Your children need your presence more than your presents. ~Jesse Jackson
Today, my older son turned 17 and this year, as he has for the past several years, has chosen a minimalistic birthday: a gift of cash, dinner with our family, and his favorite chocolate cake from Kathy’s Creative Cakes in San Mateo.
The minimalistic birthday is a nice change over years past. When my son was young, my husband and I created “The Birthday Bus Driver”: on the eve of his birthday, after our son had gone to sleep, my husband would sneak in and decorate his room with streamers, three “Happy Birthday” signs and a “Happy Birthday” letter banner. In the morning, my son would wake up in wonder and delight in his decorated room and with a few gifts left by The Birthday Bus Driver.
My son remembers those days and tells me it was like Christmas in July. When he was younger, he used to tell me that his friends had never heard of the Birthday Bus Driver and questioned whether he really existed. I used to smile and shrug my shoulders. I loved the festive look in his room, reminding him that it was his special day.
In his early years, we hosted birthday parties for him at various places that cater to birthday parties for kids – The Junior Gym, The Party Playhouse, Safari Run, Pump It Up and at the movies as well as family parties and sleepovers at our home.
I tried to be mindful about party favors: boxes of Crayola crayons and Animal crackers for the first few years, until I had the bright idea of a gift certificate for a scoop of ice cream from Preston’s Candies and Ice Cream. And while his birthday was celebrated with laughter and fun, these celebrations also brought guests laden with gifts.
Each year when people RSVP’d for the party, they would ask me what my son wanted for his birthday; “the gift of your presence” I would say, but guests would still come to the party bearing presents wrapped in bright paper: Legos, books, and games.
While everyone enjoyed the party, I would dread the “after-party”, the part where my son would sit down and open gift after gift. I was overwhelmed at the stack of gifts, the pile of wrapping paper, and the list of people to whom he would have to write thank-you notes.
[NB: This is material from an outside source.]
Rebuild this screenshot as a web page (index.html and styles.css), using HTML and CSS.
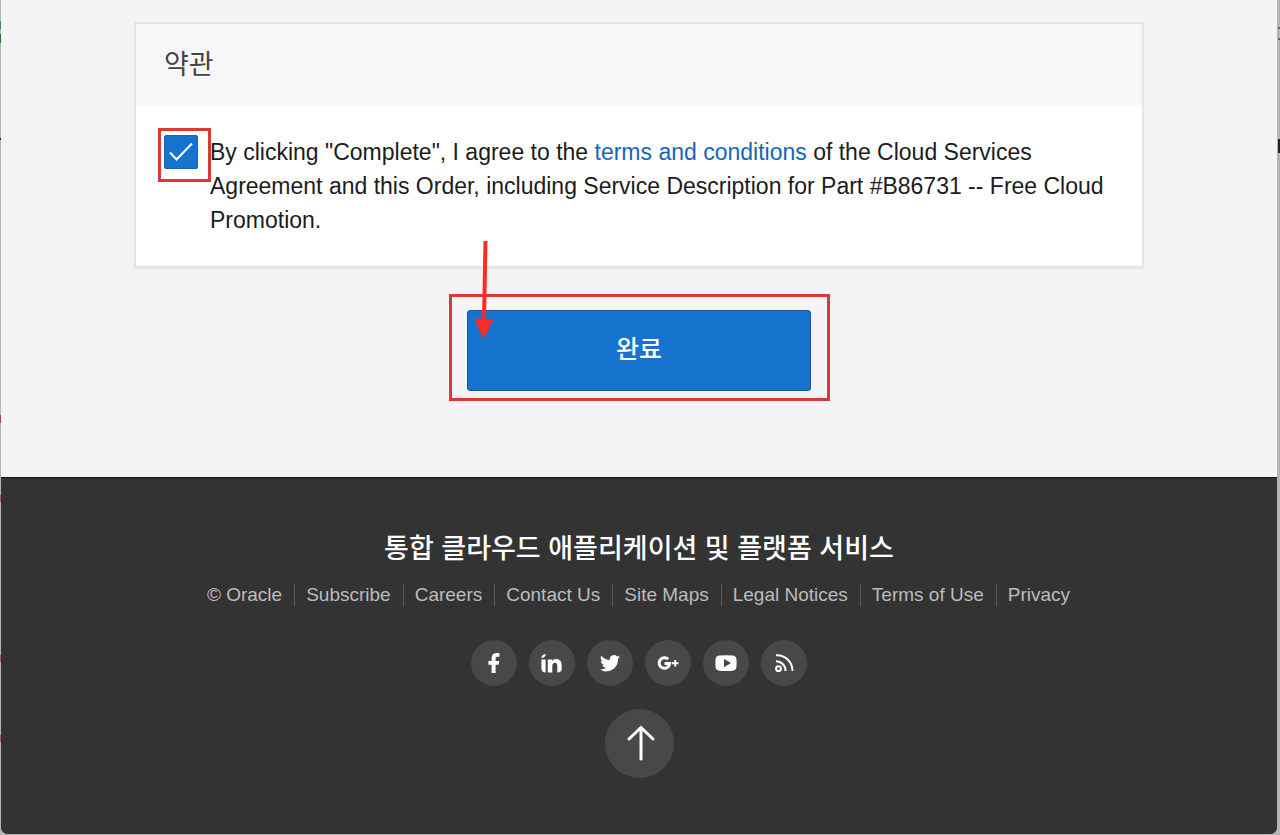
FILE: index.html
```html
<!DOCTYPE html>
<html lang="ko">
<head>
<meta charset="utf-8">
<meta name="viewport" content="width=device-width, initial-scale=1">
<title>약관</title>
<link rel="stylesheet" href="styles.css">
</head>
<body>
<div class="window">
  <main class="content">
    <section class="card">
      <h2 class="card-title">약관</h2>
      <div class="card-body">
        <span class="check">
          <input class="check-input" type="checkbox" id="agree" checked>
          <svg class="check-mark" viewBox="0 0 34 34" aria-hidden="true"><path d="M6 17.500 12.500 24.500 28 8.500"/></svg>
          <span class="highlight highlight-check"></span>
        </span>
        <label class="agree-text" for="agree">By clicking "Complete", I agree to the <a href="#terms">terms and conditions</a> of the Cloud Services Agreement and this Order, including Service Description for Part #B86731 -- Free Cloud Promotion.</label>
      </div>
    </section>
    <div class="action">
      <button class="complete" type="button">완료</button>
      <span class="highlight highlight-action"></span>
      <svg class="pointer" viewBox="0 0 20 100" aria-hidden="true"><path d="M9.500 1h4L12 80H8z"/><path d="M0 78.500 19.500 79.500 9.500 99z"/></svg>
    </div>
  </main>
  <footer class="footer">
    <h3 class="footer-title">통합 클라우드 애플리케이션 및 플랫폼 서비스</h3>
    <nav class="links">
      <a href="#oracle">© Oracle</a>
      <a href="#subscribe">Subscribe</a>
      <a href="#careers">Careers</a>
      <a href="#contact">Contact Us</a>
      <a href="#maps">Site Maps</a>
      <a href="#legal">Legal Notices</a>
      <a href="#use">Terms of Use</a>
      <a href="#privacy">Privacy</a>
    </nav>
    <div class="social">
      <a href="#facebook" aria-label="Facebook"><svg viewBox="0 0 46 46"><path d="M20.600 33V24.800H17.400V21h3.200v-2.700c0-3.500 2-5.300 5.200-5.300 1 0 1.900.1 2.600.2v3.500h-1.900c-1.500 0-1.900.8-1.900 1.900V21h3.600l-.5 3.800h-3.100V33z"/></svg></a>
      <a href="#linkedin" aria-label="LinkedIn"><svg viewBox="0 0 46 46"><path d="M12.400 19.400h4.200v13.200c-2.300-.2-4.200-1.500-4.200-3.800zM12.400 18c0-2.300 1.500-3.800 4.400-4 0 2.300-1.500 3.900-4.400 4zM18.800 19.400h4.300v1.700c.9-1.300 2.200-2 4-2 3.600 0 5.600 2.400 5.600 6.400v3.600c0 2.100-1.500 3.500-4.400 3.500v-7c0-1.900-.8-2.800-2.300-2.800s-2.700 1-2.700 2.900v6.900h-4.500z"/></svg></a>
      <a href="#twitter" aria-label="Twitter"><svg viewBox="0 0 46 46"><path d="M33 17c-.7.300-1.500.5-2.300.6.800-.5 1.500-1.300 1.800-2.200-.8.500-1.700.8-2.600 1a4.100 4.100 0 0 0-7 3.700c-3.400-.2-6.400-1.800-8.500-4.300a4.100 4.100 0 0 0 1.300 5.500c-.7 0-1.300-.2-1.900-.5 0 2 1.400 3.700 3.300 4.100-.6.200-1.200.2-1.800.1.500 1.600 2 2.800 3.800 2.800a8.300 8.300 0 0 1-6.100 1.700 11.700 11.700 0 0 0 18-10.400c.8-.6 1.500-1.300 2-2.100z"/></svg></a>
      <a href="#google" aria-label="Google Plus"><svg viewBox="0 0 46 46"><path class="stroke-bold" d="M23.200 19.200a5.300 5.300 0 1 0 1.500 4.400h-5.200"/><path class="stroke-plus" d="M27 23.200h6.500M30.200 20v6.500"/></svg></a>
      <a href="#youtube" aria-label="YouTube"><svg viewBox="0 0 46 46"><path fill-rule="evenodd" d="M16.500 15.600q6.500-.6 13 0 3.500.2 3.900 3.400.5 4.200 0 8.300-.4 3.100-3.900 3.400-6.500.6-13 0-3.500-.3-3.900-3.400-.5-4.100 0-8.300.4-3.200 3.900-3.400zM21 19v8.200l7-4.100z"/></svg></a>
      <a href="#rss" aria-label="RSS"><svg viewBox="0 0 46 46"><g class="stroke-fine"><circle cx="17.500" cy="28.700" r="2.400"/><path d="M15 21.200a9.500 9.500 0 0 1 9.500 9.700M15 15.200a15.500 15.500 0 0 1 16.500 15.700"/></g></svg></a>
    </div>
    <a class="to-top" href="#top" aria-label="Top"><svg viewBox="0 0 69 69"><path d="M36 50V19M24 30 36 18.500 48 30"/></svg></a>
  </footer>
</div>
</body>
</html>
```
FILE: styles.css
```css
* {
  box-sizing: border-box;
}

body {
  margin: 0;
  padding: 0 3px 1px 1px;
  background-color: #b5b5b5;
  background-image:
    linear-gradient(#3c8a43, #3c8a43),
    linear-gradient(#276f2d, #276f2d),
    linear-gradient(#222, #222),
    linear-gradient(#a04048, #a04048),
    linear-gradient(#a0605c, #a0605c),
    linear-gradient(#a0605c, #a0605c),
    linear-gradient(#a0605c, #a0605c),
    linear-gradient(#666, #666),
    linear-gradient(#666, #666),
    linear-gradient(#222, #222);
  background-position: 0 21px, 0 34px, 0 138px, 0 415px, 0 495px, 0 655px, 0 735px, 100% 27px, 100% 38px, 100% 139px;
  background-repeat: no-repeat;
  background-size: 1px 8px, 1px 9px, 1px 2px, 1px 8px, 1px 7px, 1px 7px, 1px 7px, 2px 2px, 2px 2px, 2px 14px;
  font-family: "Liberation Sans", "Noto Sans CJK KR", sans-serif;
}

.window {
  display: flex;
  flex-direction: column;
  min-height: calc(100vh - 1px);
  overflow: hidden;
  border-radius: 0 0 7px 7px;
  background: #333;
}

.content {
  padding: 22px 133px 86px;
  background: #f4f4f4;
}

.card {
  border: 2px solid #e5e5e5;
  background: #fff;
  box-shadow: 0 1px 1px #e8e8e8;
}

.card-title {
  margin: 0;
  padding: 21px 28px;
  background: #f7f7f7;
  color: #444;
  font-size: 27px;
  font-weight: 400;
  line-height: 40px;
}

.card-body {
  display: flex;
  gap: 12px;
  padding: 29px 28px;
}

.check {
  position: relative;
  flex: none;
  width: 34px;
  height: 34px;
}

.check-input {
  appearance: none;
  display: block;
  width: 34px;
  height: 34px;
  margin: 0;
  border: 1px solid #1c63b0;
  border-radius: 2px;
  background: #1674cf;
}

.check-mark {
  position: absolute;
  inset: 0;
  fill: none;
  stroke: #fff;
  stroke-width: 2;
  pointer-events: none;
}

.agree-text {
  color: #1c1c1c;
  font-size: 23px;
  line-height: 34px;
}

.agree-text a {
  color: #1465bd;
  text-decoration: none;
}

.highlight {
  position: absolute;
  border: 3px solid #d83a34;
  pointer-events: none;
}

.highlight-check {
  inset: -7px -13px -13px -6px;
}

.action {
  position: relative;
  width: 344px;
  margin: 42px auto 0;
}

.complete {
  display: block;
  width: 100%;
  height: 81px;
  padding: 0 0 8px;
  border: 1px solid #1d559c;
  border-radius: 3px;
  background: #1674cf;
  color: #fff;
  font: 500 25px "Noto Sans CJK KR", sans-serif;
}

.highlight-action {
  inset: -16px -19px -10px -18px;
}

.pointer {
  position: absolute;
  top: -70px;
  left: 7px;
  width: 20px;
  height: 100px;
  fill: #fa2d23;
  pointer-events: none;
}

.footer {
  display: flex;
  flex: 1;
  flex-direction: column;
  align-items: center;
  padding: 49px 24px 56px;
  border-top: 1px solid #151515;
  background: #333;
}

.footer-title {
  margin: 0;
  color: #fff;
  font-family: "Noto Sans CJK KR", sans-serif;
  font-size: 27px;
  font-weight: 500;
  line-height: 40px;
}

.links {
  display: flex;
  flex-wrap: wrap;
  justify-content: center;
  margin-top: 17px;
}

.links a {
  padding: 0 12px 0 11px;
  color: #bcbcbc;
  font-size: 19px;
  line-height: 22px;
  text-decoration: none;
}

.links a + a {
  border-left: 1px solid #5c5c5c;
}

.social {
  display: flex;
  gap: 12px;
  margin-top: 34px;
}

.social a {
  width: 46px;
  height: 46px;
  border-radius: 50%;
  background: #484848;
}

.social svg,
.to-top svg {
  display: block;
  fill: #fff;
}

.social .stroke-bold {
  fill: none;
  stroke: #fff;
  stroke-width: 3;
}

.social .stroke-plus,
.social .stroke-fine {
  fill: none;
  stroke: #fff;
  stroke-width: 2;
}

.to-top {
  width: 69px;
  height: 69px;
  margin-top: 23px;
  border-radius: 50%;
  background: #484848;
}

.to-top svg {
  fill: none;
  stroke: #fff;
  stroke-width: 3;
  stroke-linecap: round;
}
```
When my son turned ten, we hosted a small sleepover at our home, with “No gifts please” clearly on the invitation.
At first, I thought my son would be disappointed, but in the end, he said it was the best birthday ever: he and his friends camped out on the lawn in the backyard, they made marshmallow shooters out of PVC pipe and shot miniature marshmallows all over the yard. They watched a movie and then stayed up late into the night laughing and talking, their silhouettes outlined against the tent, the steady beam of a flashlight shining brightly.
The following year, and the years after, my son told me he liked being at home and that he wanted to keep it simple. He preferred having a few friends over for dinner and cake afterward; birthdays were about being with family and friends, he told me.
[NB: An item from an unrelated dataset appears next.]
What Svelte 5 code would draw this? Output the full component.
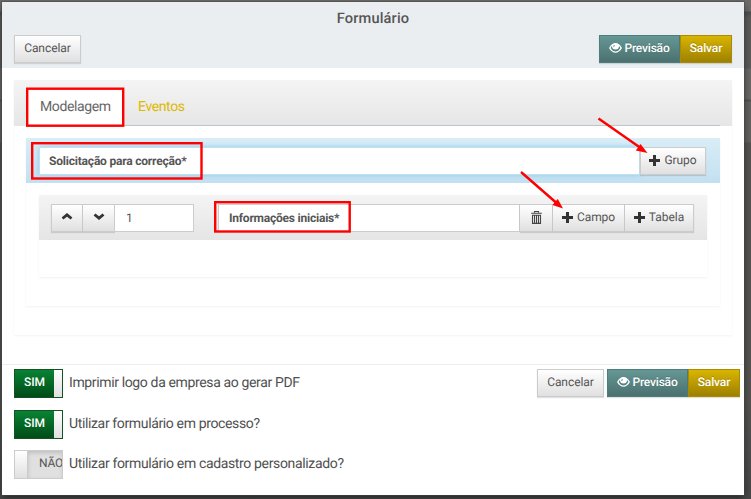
<script>
  const options = [
    { on: true, label: 'Imprimir logo da empresa ao gerar PDF', w: 231 },
    { on: true, label: 'Utilizar formulário em processo?', w: 191 },
    { on: false, label: 'Utilizar formulário em cadastro personalizado?', w: 275 }
  ];
</script>

{#snippet plus()}
  <svg class="plus" width="11" height="11" viewBox="0 0 11 11"><path d="M4 0h3v4h4v3H7v4H4V7H0V4h4z" fill="#333" /></svg>
{/snippet}

{#snippet actions()}
  <div class="actions">
    <button class="btn teal">
      <svg width="13" height="10" viewBox="0 0 13 10">
        <path fill="#fff" fill-rule="evenodd" d="M0 5C2 1.7 4 0 6.5 0S11 1.7 13 5C11 8.3 9 9.7 6.5 9.7S2 8.3 0 5zM1.6 5C3 7.4 4.6 8.5 6.5 8.5S10 7.4 11.400 5C10.900 4.100 10.500 3.600 10 3.100A3.500 3.500 0 0 1 3 3.100C2.500 3.600 2.100 4.100 1.600 5zM4.700 2.300C4.100 3 4.300 3.900 5 4.300L5.900 2.300z" />
      </svg>
      <span>Previsão</span>
    </button>
    <button class="btn gold">Salvar</button>
  </div>
{/snippet}

<div class="backdrop">
  <main class="modal">
    <header>
      <h1>Formulário</h1>
      <div class="bar">
        <button class="btn cancel">Cancelar</button>
        {@render actions()}
      </div>
    </header>

    <section class="panel">
      <nav>
        <a class="tab active" href="#modelagem">Modelagem</a>
        <a class="tab" href="#eventos">Eventos</a>
      </nav>
      <div class="group">
        <div class="group-head">
          <div class="field title">Solicitação para correção*</div>
          <button class="btn grupo">{@render plus()}<span>Grupo</span></button>
        </div>
        <div class="block">
          <div class="block-head">
            <button class="btn sq" aria-label="Subir">
              <svg width="12" height="7" viewBox="0 0 12 7"><path d="M1.500 5.500L6 1.800l4.500 3.700" fill="none" stroke="#333" stroke-width="2.800" /></svg>
            </button>
            <button class="btn sq" aria-label="Descer">
              <svg width="12" height="7" viewBox="0 0 12 7"><path d="M1.500 1.500L6 5.200l4.500-3.700" fill="none" stroke="#333" stroke-width="2.800" /></svg>
            </button>
            <div class="field num">1</div>
            <div class="field info">Informações iniciais*</div>
            <button class="btn trash" aria-label="Excluir">
              <svg width="11" height="13" viewBox="0 0 11 13"><path d="M3.500 1.500V.5h4v1M.2 2.200h10.600M1.500 4.200h8v8.200h-8zM3.500 4v8M5.500 4v8M7.500 4v8" fill="none" stroke="#444" stroke-width="1.100" /></svg>
            </button>
            <button class="btn campo">{@render plus()}<span>Campo</span></button>
            <button class="btn tabela">{@render plus()}<span>Tabela</span></button>
          </div>
        </div>
      </div>
    </section>

    <footer>
      <div class="options">
        {#each options as option}
          <div class="option">
            <div class="switch" class:on={option.on}>
              {#if option.on}<b>SIM</b><i></i>{:else}<i></i><em>NÃO</em>{/if}
            </div>
            <svg class="label" height="20" width={option.w}><text x="0" y="14" textLength={option.w}>{option.label}</text></svg>
          </div>
        {/each}
      </div>
      <div class="foot-buttons">
        <button class="btn cancel">Cancelar</button>
        {@render actions()}
      </div>
    </footer>
  </main>

  <svg class="marks" width="751" height="499" viewBox="0 0 751 499">
    <g fill="none" stroke="#f00" stroke-width="2.400">
      <rect x="27.200" y="88.700" width="96" height="37" />
      <rect x="32.200" y="143.200" width="169.300" height="35.300" />
      <rect x="215.200" y="202.200" width="134.500" height="29.300" />
      <path d="M598.500 118.500L640 147.500M521 172L556 202.500" />
    </g>
    <path d="M647.500 153L640.500 144L635.800 150.500zM563 208.500L557.800 199L552.400 205z" fill="#f00" />
  </svg>
</div>

<style>
  :global(body) { margin: 0; }
  .backdrop {
    box-sizing: border-box; position: relative; width: 751px; height: 499px; padding: 2px 7px 4px 2px; overflow: hidden;
    background: linear-gradient(#6e6c6b 0 11px, #4f4e4e 12px, #5d5c5b 18px 68px, #6b6967 69px 99px, #4f5356 100px 101px, #646260 102px 142px, #555453 143px 400px, #484848);
    font-family: Roboto, sans-serif; color: #555; text-rendering: geometricPrecision;
  }
  .modal { display: flex; flex-direction: column; width: 742px; height: 493px; background: #fff; box-shadow: 0 0 0 1px rgba(70,70,70,.45), 0 3px 8px rgba(0,0,0,.5); }
  header { box-sizing: border-box; height: 66px; padding: 6px 12px 0; background: #ebeef1; }
  h1 { margin: 0; height: 27px; text-align: center; font-size: 14.600px; line-height: 20px; font-weight: 500; letter-spacing: .15px; color: #555; }
  .bar { display: flex; justify-content: space-between; }
  .actions { display: flex; }
  .btn {
    box-sizing: border-box; display: flex; align-items: center; justify-content: center; height: 28px; margin: 0; padding: 0 0 2px;
    flex-shrink: 0; border: 1px solid #ccc; border-radius: 0; background: linear-gradient(#fff, #e0e0e0);
    box-shadow: 0 1px 1px rgba(0,0,0,.12); color: #555; font: 12px/18px Roboto, sans-serif; text-rendering: geometricPrecision; letter-spacing: -.05px; white-space: nowrap;
  }
  .cancel { width: 67px; }
  .teal { width: 81px; gap: 2px; color: #fff; border-color: #4d7d7d; background: linear-gradient(#659795, #4b706f); font-weight: 500; letter-spacing: -.2px; text-shadow: 0 -1px 0 rgba(0,0,0,.2); }
  .gold { width: 52px; color: #fff; border-color: #a88c08; background: linear-gradient(#d9b500, #9e8000); font-weight: 500; letter-spacing: -.15px; text-shadow: 0 -1px 0 rgba(0,0,0,.2); }
  .panel { box-sizing: border-box; width: 718px; height: 255px; margin: 12px 12px 0; box-shadow: 0 1px 2px rgba(0,0,0,.05); }
  nav { box-sizing: border-box; display: flex; height: 46px; padding: 8px 12px 0; background: linear-gradient(#f4f4f4, #e6e6e6); }
  .tab { box-sizing: border-box; height: 38px; padding: 9px 14px 0 14px; border-bottom: 1px solid #b9c7d1; font-size: 14px; line-height: 20px; letter-spacing: -.38px; color: #dfb900; text-decoration: none; }
  .tab:last-child { flex: 1; }
  .active { width: 98px; background: #fff; color: #666; border: 0; padding-right: 0; }
  .group { width: 694px; height: 168px; margin: 12px 12px 0; box-shadow: 0 1px 2px rgba(0,0,0,.05); }
  .group-head { box-sizing: border-box; display: flex; height: 45px; padding: 9px 13px 0; background: linear-gradient(#d9edf7, #c3e0f0); }
  .field { box-sizing: border-box; height: 28px; padding: 0 9px; border: 1px solid #ccc; background: #fff; font-size: 12px; line-height: 26px; white-space: nowrap; }
  .title { width: 601px; border-color: #c3e0ef; box-shadow: 0 0 5px #8dcaf1; font-weight: 700; letter-spacing: -.2px; }
  .btn :global(.plus) { margin-right: 4px; }
  .grupo { width: 66px; }
  .block { width: 668px; height: 82px; margin: 12px 13px 0; box-shadow: 0 1px 2px rgba(0,0,0,.06); }
  .block-head { box-sizing: border-box; display: flex; height: 45px; padding: 9px 12px 0; background: linear-gradient(#f4f4f4, #e5e5e5); }
  .sq { width: 32px; }
  .sq + .sq { border-left: 0; }
  .sq svg { margin-bottom: 1px; }
  .num { width: 79px; border-left: 0; padding-left: 11px; }
  .info { width: 302px; margin-left: 24px; padding-left: 10px; font-weight: 700; letter-spacing: -.22px; }
  .trash { width: 33px; border-left: 0; }
  .campo { width: 72px; border-left: 0; }
  .tabela { width: 69px; border-left: 0; }
  footer { box-sizing: border-box; display: flex; justify-content: space-between; height: 131px; margin-top: 29px; padding: 4px 4px 0 12px; border-top: 1px solid #eee; }
  .options { display: flex; flex-direction: column; gap: 12px; }
  .option { display: flex; gap: 6px; align-items: flex-start; height: 28.500px; }
  .label { margin-top: 4px; overflow: visible; font-size: 14px; fill: #505050; }
  .switch { box-sizing: border-box; display: flex; width: 49px; height: 29px; border: 1px solid #ccc; background: #e0e0e0; overflow: hidden; font-size: 12px; line-height: 25px; }
  .switch.on { border-color: #145324; background: linear-gradient(#088333, #004c18); color: #fff; }
  .switch b { width: 39px; flex-shrink: 0; text-align: center; font-weight: 500; font-size: 12px; }
  .switch i { box-sizing: border-box; width: 13px; flex-shrink: 0; border-right: 1px solid #ccc; background: linear-gradient(#fff, #e0e0e0); }
  .switch.on i { width: 8px; border: 0; }
  .switch em { flex: 1; padding-left: 11px; font-style: normal; letter-spacing: -.2px; box-shadow: inset 0 2px 4px rgba(0,0,0,.15); }
  .foot-buttons { display: flex; gap: 3px; }
  .foot-buttons .actions { flex-shrink: 0; }
  .marks { position: absolute; top: 0; left: 0; pointer-events: none; }
</style>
The Birthday Bus Driver hasn’t visited our house in a few years and as I climbed the stairs and faced his bedroom this morning, I felt a little sad. Yesterday he had reminded me that he had only one more year of childhood left and then he would be a legal adult. As he slept, I quietly hung the simple “Happy Birthday” letter sign over his door. I wanted him to feel special, the last full year of childhood before he turns 18.
Seeing him grow and mature is bittersweet; the maturity is apparent, he has learned that the best celebrations are not about the presents, but about the gift of presence and being with those you love: the best gift of all.